While many comparable fire agencies staff shifts with six or seven firefighters, Longmeadow’s current budget only allows for five-person shifts, according to Dearborn, who added the town has added two positions in the past five years and many shifts are covered by overtime in order to maintain proper coverage. As a recent example, he said two firefighters came off-duty to help cover a heavy workload and ended up working 10 hours.
“Looking at communities similar to ours in the area, we are near the bottom in terms of staffing,” Dearborn said. “We’ve had good support from the Select Board and from the town, but people can only work so much overtime. They have to have time to rest and recuperate.”

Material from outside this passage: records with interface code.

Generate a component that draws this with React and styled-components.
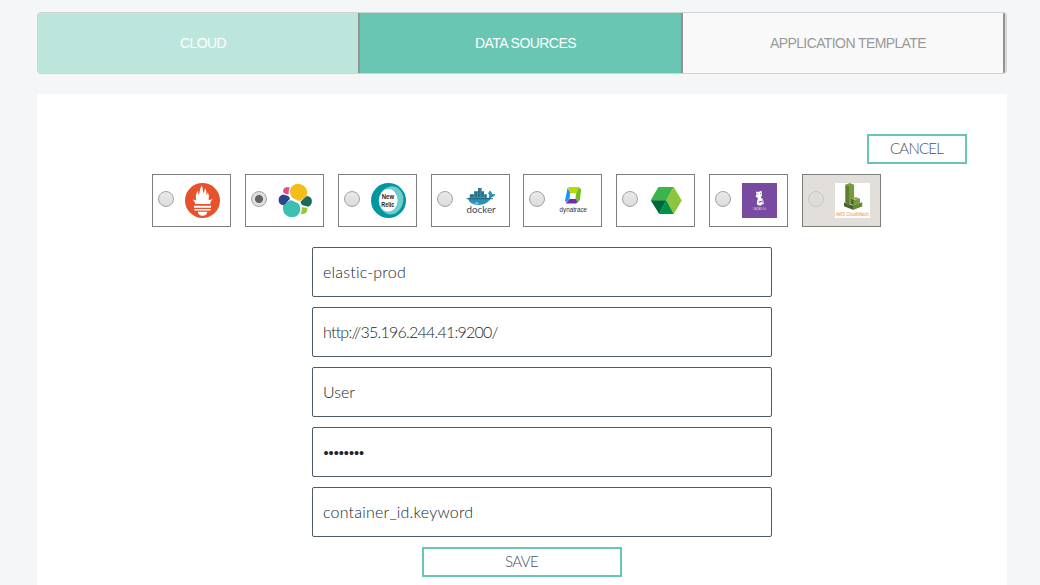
import React from 'react';
import styled, { createGlobalStyle } from 'styled-components';

const GlobalStyle = createGlobalStyle`
  * { box-sizing: border-box; }
  body { margin: 0; background: #f4f6f8; overflow: hidden; }
`;

const Page = styled.main`
  width: 1040px;
  height: 585px;
  padding: 12px 33px 0 37px;
  display: flex;
  flex-direction: column;
  gap: 20px;
  overflow: hidden;
  font-family: Lato, sans-serif;
`;

const Tabs = styled.nav`
  display: flex;
  flex: none;
  height: 62px;
  border: 1px solid #d0d3d2;
  border-radius: 4px;
  overflow: hidden;
  background: #cfe3dd;
`;

const Tab = styled.button`
  width: ${(p) => p.$width}px;
  flex: none;
  padding: 0 0 0 10px;
  border: 0;
  border-right: 2px solid #959293;
  font: 14px 'Liberation Sans', Arial, sans-serif;
  letter-spacing: ${(p) => p.$spacing || 0}px;
  color: ${(p) => p.$color};
  background: ${(p) => p.$background};
`;

const Panel = styled.section`
  flex: 1;
  background: #fff;
  padding-top: 40px;
  display: flex;
  flex-direction: column;
`;

const ActionButton = styled.button`
  width: ${(p) => p.$width}px;
  height: 30px;
  flex: none;
  padding: 0 1px 2px 0;
  border: 2px solid #68c6b3;
  background: #fff;
  color: #47535f;
  font: 300 15px/24px Lato, sans-serif;
  letter-spacing: ${(p) => p.$spacing}px;
`;

const Toolbar = styled.div`
  display: flex;
  justify-content: flex-end;
  padding-right: 40px;
`;

const Sources = styled.div`
  display: flex;
  gap: 13.857px;
  margin: 10px 0 20px 115px;
`;

const Source = styled.label`
  width: 79px;
  height: 53px;
  flex: none;
  display: flex;
  align-items: center;
  gap: 11px;
  padding-left: 5px;
  border: 1px solid #7e7e7a;
  background: ${(p) => (p.$disabled ? '#e2dfda' : '#fff')};
`;

const Radio = styled.input`
  appearance: none;
  width: 16px;
  height: 16px;
  margin: -3px 0 0;
  flex: none;
  border: 1px solid #a2a2a2;
  border-radius: 50%;
  background: linear-gradient(#e9e9e9, #dcdcdc);
  &:checked {
    background: radial-gradient(circle, #636363 0 3.6px, #dfdfdf 4.4px);
  }
  &:disabled {
    border-color: #c9c7c4;
    background: #dfddd9;
  }
`;

const Logo = styled.svg`
  width: 35px;
  height: 35px;
  flex: none;
  display: block;
`;

const Form = styled.form`
  width: 460px;
  margin-left: 275px;
  display: flex;
  flex-direction: column;
  gap: 10px;
`;

const Field = styled.div`
  height: 50px;
  flex: none;
  padding: 0 10px;
  border: 1px solid #4b5a66;
  border-radius: 2px;
  font: 300 16px/48px Lato, sans-serif;
  letter-spacing: ${(p) => p.$spacing || 0}px;
  color: #20262c;
`;

const Password = styled(Field)`
  padding: 1px 10px 0 10.5px;
  font: 14.5px/48px 'Liberation Sans', Arial, sans-serif;
`;

const SaveRow = styled.div`
  display: flex;
  padding-left: 110px;
`;

const Prometheus = () => (
  <Logo viewBox="0 0 35 35">
    <circle cx="17.5" cy="17.5" r="17.5" fill="#e6522c" />
    <path fill="#fff" d="M10.2 21 9.7 19 7.5 16.2Q9 17.4 11.4 17.3C10 13 11.5 11.3 12.2 7.7Q13.6 10 13.6 12.2C15 9 14.7 5.5 16.8 2.4Q17.8 4.3 17.7 7L18.8 10.8 20 5Q22 8 21.5 12.5L22.9 9.2Q24.8 13.5 23.7 17.3 25.9 17 27.6 15.7L25.6 19 25.2 21ZM9 22.7H26V24.7H9ZM9.4 25.9H25.6V27.6H9.4ZM12.8 28.8H22.3C22 31.5 20.1 32.8 17.5 32.8S13 31.5 12.8 28.8Z" />
  </Logo>
);

const Elastic = () => (
  <Logo viewBox="0 0 35 35">
    <path fill="#f4bd19" d="M12.1 7C13.2 2.5 16.7.7 20.7.9C26 1.2 29.4 5.3 29.2 10Q29 13.5 26.2 15.5L21.2 18.1 14.1 14.7Q11.4 11 12.1 7Z" />
    <path fill="#3cbeb1" d="M6.2 20.2 13 17.1 20.4 20.4Q22.9 23.5 22.1 27.7C20.9 32.3 17.7 34.2 14 34.1C8.6 34 4.9 30 5 25.2Q5 22.5 6.2 20.2Z" />
    <path fill="#e9478b" d="M5.1 8.8Q5 5.1 8.1 4.2L11.7 4.2Q10.5 7.3 10.6 11.2Q6.2 11.5 5.1 8.8Z" />
    <path fill="#2c458f" d="M.6 17Q.6 12.7 5.1 11.5L10.4 12.9 12.1 15.8 5.8 22.2Q.6 21.8.6 17Z" />
    <path fill="#1b6b58" d="M22.4 18.8 28.8 12.9Q33.7 13.4 33.9 18Q34 22 30.2 23.8L23.9 22.1Z" />
    <path fill="#93c83e" d="M24 24.1 29.3 25Q29.8 30.7 25.1 31L22.9 30.9Q24 27.6 24 24.1Z" />
  </Logo>
);

const NewRelic = () => (
  <Logo viewBox="0 0 35 35">
    <circle cx="17.5" cy="17.5" r="17.5" fill="#0097a0" />
    <ellipse cx="20.2" cy="17.3" rx="12" ry="14.2" fill="#70cccf" transform="rotate(12 20.2 17.3)" />
    <ellipse cx="17.2" cy="17.3" rx="9.4" ry="11.2" fill="#fff" />
    <g fill="#222" fontFamily="Liberation Sans, sans-serif" fontSize="7.6" fontWeight="700">
      <text x="10.8" y="15.7" textLength="12.2" lengthAdjust="spacingAndGlyphs">New</text>
      <text x="10.3" y="23.6" textLength="12.9" lengthAdjust="spacingAndGlyphs">Relic</text>
    </g>
  </Logo>
);

const Docker = () => (
  <Logo viewBox="0 0 35 35">
    <path fill="#2a91b8" d="M4 14.7H25.2Q25.6 12.2 24.2 10.1L26 7.6Q28 9.3 28.2 11.1L31.5 11.3Q30.5 14.2 27.5 14.4C25 19 20.5 21.9 14.7 21.9C8 21.9 4.5 19 4 14.7Z" />
    <path fill="#27718a" d="M7.3 11.2H10V8.2H14.1V5H17.6V8.2H20V11.2H22.8V14.8H5.8V11.2Z" />
    <path stroke="#5ba9bd" strokeWidth=".6" d="M10.3 8.5V14.5M13.7 8.5V14.5M17 5.5V14.5M20.1 11V14.5" />
    <path stroke="#245061" strokeWidth=".8" d="M2.5 15.7H29" />
    <path fill="#73c4dc" d="M10 20.2Q13 18 15.4 20.4L13 21.3Z" />
    <text x="2.6" y="29.7" textLength="29" lengthAdjust="spacingAndGlyphs" fill="#364a54" fontFamily="Lato, sans-serif" fontSize="9.8">docker</text>
  </Logo>
);

const Dynatrace = () => (
  <Logo viewBox="0 0 35 35">
    <path fill="#b4dc00" d="M12 4H22.7L20.2 10.2H14Z" />
    <path fill="#73be28" d="M22.7 4 25.2 6.4 23.9 17 21.5 20 19.4 16.2 20.2 10.2Z" />
    <path fill="#1496ff" d="M11.6 4.8 14.2 10 13.4 16 9.9 19.6 9.1 17.2Z" />
    <path fill="#6f2da8" d="M9.9 20.2 13.5 16H19.6L21.4 18.8 20.3 20.6H11Z" />
    <text x="3.5" y="29" textLength="27.6" lengthAdjust="spacingAndGlyphs" fill="#333" fontFamily="Liberation Sans, sans-serif" fontSize="7.3">dynatrace</text>
  </Logo>
);

const Hexagon = () => (
  <Logo viewBox="0 0 35 35">
    <path fill="#3bb54a" d="M9.4 4H24.7L17.5 17.3H1.7Z" />
    <path fill="#8cc63f" d="M24.7 4 32.8 17.4 24.7 31 17.2 17.3Z" />
    <path fill="#006837" d="M1.7 17.3H17.4L10.2 31Z" />
    <path fill="#009245" d="M17.3 17.3 24.7 31H10.1Z" />
  </Logo>
);

const Datadog = () => (
  <Logo viewBox="0 0 35 35">
    <path fill="#774b9f" d="M0 0H35V35H0Z" />
    <path fill="#fff" d="M14 8.4 16 9.1 19.6 7.8 19.9 12.4 18.8 15.1 20.2 16.4 20.8 20.8 18.3 22.8 14.8 21.4 15.2 18 16.1 15.6 13.6 13.3 14.5 11.4Z" />
    <path fill="none" stroke="#fff" strokeWidth=".65" d="M16 16.2 20.4 15.6 21.6 20.8 16.2 21.9Z" />
    <path fill="#774b9f" d="M15.5 10.7H16.5V11.6H15.5ZM18.1 10.2H19V11.1H18.1ZM16.8 18.4 19.5 17.7 19.8 19 17 19.8Z" />
    <text x="11.2" y="26.6" textLength="12.8" lengthAdjust="spacingAndGlyphs" fill="#e4d9ec" fontFamily="Liberation Sans, sans-serif" fontSize="4">DATADOG</text>
  </Logo>
);

const CloudWatch = () => (
  <Logo viewBox="0 0 35 35">
    <path fill="#fff" d="M0 0H35V35H0Z" />
    <path fill="#4b612c" d="M9 19.6 18 22.5 27.1 19.6V23.2L18 26.7 9 23.2Z" />
    <path fill="#648b34" d="M18 22.5 27.1 19.6V23.2L18 26.7Z" />
    <path fill="#5b7d31" d="M10.3 1.7 14 2.7V21.2L10.3 20Z" />
    <path fill="#759c3e" d="M10.3 1.7 14.7 0 19.1 1.7V21L14 21.2V2.7Z" />
    <path fill="#4b612c" d="M16.2 15.8 18.7 16.7V22.2L16.2 21.3Z" />
    <path fill="#759c3e" d="M18.7 16.7 25 15.5V20.3L18.7 22.2Z" />
    <path fill="#92b35c" d="M16.2 15.8 21 14.1 25 15.5 18.7 16.7Z" />
    <text x=".7" y="33.3" textLength="33.2" lengthAdjust="spacingAndGlyphs" fill="#f28e38" fontFamily="Liberation Sans, sans-serif" fontSize="5.2">AWS CloudWatch</text>
  </Logo>
);

const sources = [
  ['prometheus', Prometheus],
  ['elastic', Elastic],
  ['newrelic', NewRelic],
  ['docker', Docker],
  ['dynatrace', Dynatrace],
  ['hexagon', Hexagon],
  ['datadog', Datadog],
  ['cloudwatch', CloudWatch],
];

export default function App() {
  return (
    <>
      <GlobalStyle />
      <Page>
        <Tabs>
          <Tab $width={322} $spacing={-0.65} $color="#fff" $background="#bce6db">CLOUD</Tab>
          <Tab $width={323} $spacing={-0.55} $color="#fff" $background="#68c6b3">DATA SOURCES</Tab>
          <Tab $width={322} $spacing={-0.6} $color="#999" $background="#f9f9f9">APPLICATION TEMPLATE</Tab>
        </Tabs>
        <Panel>
          <Toolbar>
            <ActionButton $width={100} $spacing={-0.8}>CANCEL</ActionButton>
          </Toolbar>
          <Sources>
            {sources.map(([name, Icon]) => (
              <Source key={name} $disabled={name === 'cloudwatch'}>
                <Radio
                  type="radio"
                  name="source"
                  defaultChecked={name === 'elastic'}
                  disabled={name === 'cloudwatch'}
                />
                <Icon />
              </Source>
            ))}
          </Sources>
          <Form>
            <Field $spacing={0.2}>elastic-prod</Field>
            <Field $spacing={-0.77}>http://35.196.244.41:9200/</Field>
            <Field $spacing={0}>User</Field>
            <Password>••••••••</Password>
            <Field $spacing={0.2}>container_id.keyword</Field>
            <SaveRow>
              <ActionButton type="button" $width={200} $spacing={-0.6}>SAVE</ActionButton>
            </SaveRow>
          </Form>
        </Panel>
      </Page>
    </>
  );
}
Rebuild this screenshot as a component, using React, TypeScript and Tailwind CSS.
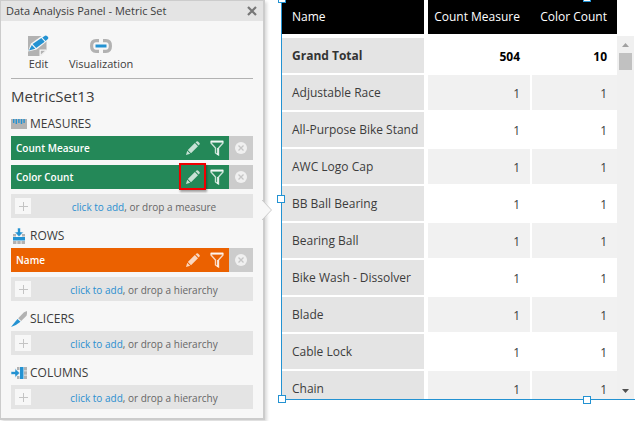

A recent audit of the Fire Department showed it responded to 3,054 emergency calls in 2019 compared to 2,758 in 2018.
Medical emergencies made up nearly 65 percent of the total call volume and has been “going up year-to-year,” Dearborn said. In 2018, the Fire Department responded to 1,842 medical calls and 1,578 in 2017.
From a ratio standpoint, however, that was not the greatest increase. A smaller subset of responses that includes people in distress and hazards, which require a full departmental response, grew from 434 in 2017 to 652 in 2019.
The number of fires, not including contained kitchen fires, dropped from 43 in 2018 to 31 in 2019, but the dollar amount for property damage was higher, including the total loss on Magnolia Circle in April.
“This isn’t exclusive to Longmeadow,” Dearborn said of the overall workload increases. “Wilbraham and East Longmeadow also set records. It’s the EMS service that is driving it.”
Dearborn did note that medical emergencies also generate revenue. The department has offered ambulance services since 1994 and currently has three working ambulances with two active at any given time as standard departmental operation.
“We bill for services and we have a good collection rate,” he said. “The revenue offsets the cost of operation and it is just about self-sustaining.”